Die Schilderung der internen Machtkämpfe, bei denen ein Menschenleben auch in der eigenen Gruppe scheinbar nichts zählt, lassen kalte Schauer den Rücken herab rieseln. Denn die Vernetzung der kriminellen Banden über die offenen Grenzen hinweg nach Osteuropa ist bittere Realität, wie man vielen Sachbüchern zu diesem Thema entnehmen kann.

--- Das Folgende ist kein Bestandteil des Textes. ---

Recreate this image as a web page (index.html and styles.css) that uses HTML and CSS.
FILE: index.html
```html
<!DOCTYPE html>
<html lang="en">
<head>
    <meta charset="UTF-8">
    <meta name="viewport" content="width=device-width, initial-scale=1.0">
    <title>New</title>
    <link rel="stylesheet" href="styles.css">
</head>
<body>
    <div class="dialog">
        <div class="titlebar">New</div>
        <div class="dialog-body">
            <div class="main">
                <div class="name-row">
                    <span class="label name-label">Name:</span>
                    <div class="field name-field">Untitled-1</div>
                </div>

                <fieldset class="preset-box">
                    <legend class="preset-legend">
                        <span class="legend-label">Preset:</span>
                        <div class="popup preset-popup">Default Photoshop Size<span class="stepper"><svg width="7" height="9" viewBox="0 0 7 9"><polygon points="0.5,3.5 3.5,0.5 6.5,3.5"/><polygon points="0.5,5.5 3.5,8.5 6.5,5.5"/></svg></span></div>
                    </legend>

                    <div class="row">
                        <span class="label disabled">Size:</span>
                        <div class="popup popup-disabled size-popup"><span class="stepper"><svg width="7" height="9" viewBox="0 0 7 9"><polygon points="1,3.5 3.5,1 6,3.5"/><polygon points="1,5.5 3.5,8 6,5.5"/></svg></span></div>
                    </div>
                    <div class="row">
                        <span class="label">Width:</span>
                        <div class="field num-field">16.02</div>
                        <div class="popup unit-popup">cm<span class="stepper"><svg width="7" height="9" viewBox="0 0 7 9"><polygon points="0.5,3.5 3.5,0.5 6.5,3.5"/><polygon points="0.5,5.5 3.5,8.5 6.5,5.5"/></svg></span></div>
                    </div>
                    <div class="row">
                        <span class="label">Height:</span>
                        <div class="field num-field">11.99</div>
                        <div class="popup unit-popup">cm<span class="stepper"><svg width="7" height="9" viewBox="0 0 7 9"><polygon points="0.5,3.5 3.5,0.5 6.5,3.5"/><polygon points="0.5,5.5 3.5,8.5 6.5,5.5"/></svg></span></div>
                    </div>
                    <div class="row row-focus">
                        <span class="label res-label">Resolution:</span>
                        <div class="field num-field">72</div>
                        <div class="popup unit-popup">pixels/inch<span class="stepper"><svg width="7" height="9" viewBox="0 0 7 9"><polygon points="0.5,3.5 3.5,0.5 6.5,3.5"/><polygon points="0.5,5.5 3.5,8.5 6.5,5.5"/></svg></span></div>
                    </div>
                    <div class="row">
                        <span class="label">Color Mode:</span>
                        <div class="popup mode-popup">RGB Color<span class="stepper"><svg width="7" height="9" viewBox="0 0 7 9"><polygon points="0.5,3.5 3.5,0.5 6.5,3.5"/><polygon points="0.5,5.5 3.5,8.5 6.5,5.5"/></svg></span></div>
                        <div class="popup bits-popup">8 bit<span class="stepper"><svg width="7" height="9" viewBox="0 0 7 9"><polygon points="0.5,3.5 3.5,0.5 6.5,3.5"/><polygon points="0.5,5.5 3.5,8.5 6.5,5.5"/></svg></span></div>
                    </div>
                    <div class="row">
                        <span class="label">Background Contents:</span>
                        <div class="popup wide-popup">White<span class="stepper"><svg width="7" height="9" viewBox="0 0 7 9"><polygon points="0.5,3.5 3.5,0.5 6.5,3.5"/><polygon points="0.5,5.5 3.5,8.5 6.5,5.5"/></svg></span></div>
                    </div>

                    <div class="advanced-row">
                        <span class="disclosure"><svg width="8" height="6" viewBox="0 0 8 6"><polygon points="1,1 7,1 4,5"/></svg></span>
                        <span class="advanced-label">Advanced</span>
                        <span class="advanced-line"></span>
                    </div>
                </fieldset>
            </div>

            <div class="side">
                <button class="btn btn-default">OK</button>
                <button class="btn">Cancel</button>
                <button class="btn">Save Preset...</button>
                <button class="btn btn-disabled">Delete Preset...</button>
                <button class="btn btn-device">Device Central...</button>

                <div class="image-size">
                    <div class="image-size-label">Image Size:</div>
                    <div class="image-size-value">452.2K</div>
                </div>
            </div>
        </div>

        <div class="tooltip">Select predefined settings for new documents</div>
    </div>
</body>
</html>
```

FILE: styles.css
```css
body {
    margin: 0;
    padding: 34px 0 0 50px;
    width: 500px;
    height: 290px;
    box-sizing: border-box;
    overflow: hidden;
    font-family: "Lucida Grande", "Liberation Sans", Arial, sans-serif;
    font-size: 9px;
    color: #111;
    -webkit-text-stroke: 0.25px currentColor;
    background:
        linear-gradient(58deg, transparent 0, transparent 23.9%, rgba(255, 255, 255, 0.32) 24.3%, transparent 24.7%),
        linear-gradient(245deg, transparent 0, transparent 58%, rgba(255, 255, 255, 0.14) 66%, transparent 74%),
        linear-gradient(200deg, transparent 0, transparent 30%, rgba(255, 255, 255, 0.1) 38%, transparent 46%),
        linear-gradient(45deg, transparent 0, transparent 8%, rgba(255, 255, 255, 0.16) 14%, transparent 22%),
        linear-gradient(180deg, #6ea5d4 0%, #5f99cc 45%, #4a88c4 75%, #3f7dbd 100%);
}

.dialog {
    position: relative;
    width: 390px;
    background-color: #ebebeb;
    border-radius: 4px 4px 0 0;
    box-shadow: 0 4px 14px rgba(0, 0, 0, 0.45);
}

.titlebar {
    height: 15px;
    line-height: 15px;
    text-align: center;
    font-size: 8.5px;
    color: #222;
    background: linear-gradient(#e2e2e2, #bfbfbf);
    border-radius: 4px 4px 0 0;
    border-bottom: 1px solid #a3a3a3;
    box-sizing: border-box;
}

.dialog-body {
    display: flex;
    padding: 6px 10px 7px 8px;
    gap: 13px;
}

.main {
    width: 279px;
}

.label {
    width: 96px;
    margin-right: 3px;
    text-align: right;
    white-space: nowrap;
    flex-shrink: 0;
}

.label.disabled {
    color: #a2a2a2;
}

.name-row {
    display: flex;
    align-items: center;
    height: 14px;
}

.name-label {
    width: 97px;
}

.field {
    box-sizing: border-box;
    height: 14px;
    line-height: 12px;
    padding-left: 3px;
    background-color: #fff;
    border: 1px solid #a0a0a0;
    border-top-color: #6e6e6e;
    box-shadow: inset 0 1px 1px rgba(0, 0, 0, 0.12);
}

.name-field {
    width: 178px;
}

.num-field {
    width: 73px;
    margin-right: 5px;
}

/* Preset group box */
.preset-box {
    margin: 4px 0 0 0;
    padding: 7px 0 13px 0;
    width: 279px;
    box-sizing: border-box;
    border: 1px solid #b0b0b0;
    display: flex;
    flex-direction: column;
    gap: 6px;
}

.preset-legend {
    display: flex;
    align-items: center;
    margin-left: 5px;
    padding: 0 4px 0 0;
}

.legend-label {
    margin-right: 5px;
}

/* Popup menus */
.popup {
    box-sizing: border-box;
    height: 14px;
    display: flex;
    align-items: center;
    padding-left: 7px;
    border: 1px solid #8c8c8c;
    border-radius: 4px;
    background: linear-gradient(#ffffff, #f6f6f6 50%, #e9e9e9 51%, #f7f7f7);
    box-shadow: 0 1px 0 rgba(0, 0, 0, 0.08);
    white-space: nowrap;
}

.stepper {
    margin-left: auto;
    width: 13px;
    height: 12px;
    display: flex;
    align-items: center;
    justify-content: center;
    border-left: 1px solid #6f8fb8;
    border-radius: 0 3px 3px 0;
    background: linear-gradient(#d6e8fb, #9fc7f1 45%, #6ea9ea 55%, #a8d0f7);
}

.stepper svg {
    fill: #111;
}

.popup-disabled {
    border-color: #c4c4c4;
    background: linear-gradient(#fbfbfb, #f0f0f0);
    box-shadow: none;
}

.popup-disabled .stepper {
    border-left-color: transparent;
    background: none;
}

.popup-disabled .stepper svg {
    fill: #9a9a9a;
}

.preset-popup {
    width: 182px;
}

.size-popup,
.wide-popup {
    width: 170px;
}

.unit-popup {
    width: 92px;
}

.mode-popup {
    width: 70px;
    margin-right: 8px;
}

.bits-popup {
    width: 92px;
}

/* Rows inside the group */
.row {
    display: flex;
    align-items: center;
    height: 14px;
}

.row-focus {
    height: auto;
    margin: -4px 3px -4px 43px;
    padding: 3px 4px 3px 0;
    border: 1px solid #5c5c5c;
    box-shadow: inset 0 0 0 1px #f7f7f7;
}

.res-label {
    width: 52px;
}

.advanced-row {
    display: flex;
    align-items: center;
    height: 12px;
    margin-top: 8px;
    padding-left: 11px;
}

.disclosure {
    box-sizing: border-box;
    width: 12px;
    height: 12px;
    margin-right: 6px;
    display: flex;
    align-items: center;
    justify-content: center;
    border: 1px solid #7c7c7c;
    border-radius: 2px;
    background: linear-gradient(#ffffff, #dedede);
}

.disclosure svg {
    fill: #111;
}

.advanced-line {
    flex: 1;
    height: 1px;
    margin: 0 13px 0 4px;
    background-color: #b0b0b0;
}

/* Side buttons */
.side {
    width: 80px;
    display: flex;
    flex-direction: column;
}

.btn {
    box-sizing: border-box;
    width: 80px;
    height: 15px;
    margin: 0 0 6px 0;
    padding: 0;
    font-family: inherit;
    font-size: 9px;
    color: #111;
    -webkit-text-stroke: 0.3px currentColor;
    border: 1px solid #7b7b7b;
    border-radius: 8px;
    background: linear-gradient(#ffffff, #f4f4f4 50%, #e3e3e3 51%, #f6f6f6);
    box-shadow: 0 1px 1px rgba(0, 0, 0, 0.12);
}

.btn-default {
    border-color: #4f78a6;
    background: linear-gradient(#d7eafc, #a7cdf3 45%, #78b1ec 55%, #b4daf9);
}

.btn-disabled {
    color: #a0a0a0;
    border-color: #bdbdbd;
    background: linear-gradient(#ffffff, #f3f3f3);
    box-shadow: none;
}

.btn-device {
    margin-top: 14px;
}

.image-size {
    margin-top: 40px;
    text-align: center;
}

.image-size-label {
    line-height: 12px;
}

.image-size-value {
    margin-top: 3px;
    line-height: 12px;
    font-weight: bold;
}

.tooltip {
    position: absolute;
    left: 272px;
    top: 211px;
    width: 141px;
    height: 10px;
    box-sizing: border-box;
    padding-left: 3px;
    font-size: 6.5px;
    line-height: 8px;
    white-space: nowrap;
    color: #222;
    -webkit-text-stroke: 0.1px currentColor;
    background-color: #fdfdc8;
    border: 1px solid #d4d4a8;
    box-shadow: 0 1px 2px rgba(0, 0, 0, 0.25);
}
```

Dabei geht es nicht nur um Rauschgift, sondern auch um Geldwäsche, um den Handel mit Müll, Immobilien und vieles mehr. Dem Außenstehenden mag das Motiv für die Entführung eher banal erscheinen, aber in Verbrecherkreisen wird das sicherlich völlig anders gesehen. Hier und da sind Carlotto kleinere logische Brüche unterlaufen, und am Anfang sind seine Zeitsprünge mitunter schwer nachzuvollziehen. Auch die vielen Namen – er wechselt gerne von Vor- zu Nachnamen und zurück – verwirren etwas. Diese Schwächen werden jedoch durch gute Dialoge, einen lockeren Erzählstil und zahlreiche humorvolle Nebenepisoden ausgeglichen.
Eine weitere Schwäche des ansonsten gut zu lesenden Buches ist neben den Zeitsprüngen der lange Zeitraum, über den sich die Handlung hinzieht. Der Glaubwürdigkeit dient es jedenfalls nicht, wenn erst zwei Jahre nach dem Drogenraub die Braut eines der Gangster entführt wird, um sich an dem Trio doch noch zu rächen und es zur Aufklärung des Falles zu zwingen. Trotz der deutlichen Schwächen ist Banditenliebe ein wirklich lesenswertes Buch. Die Bezüge zum "Film noir" sind deutlich ausgeprägt, und so könnte man sich durchaus auch eine Verfilmung des Romans vorstellen. Allerdings müssten die Darsteller sorgfältig ausgewählt werden, denn nach den Charakterisierungen von Massimo Carlotto hat der Leser eine ziemlich klare Vorstellung davon, wie die Protagonisten aussehen, reden und sich bewegen. Gutes Lese-Kino also, allerdings nicht nach Hollywood-Manier, sondern eben von der düsteren Art.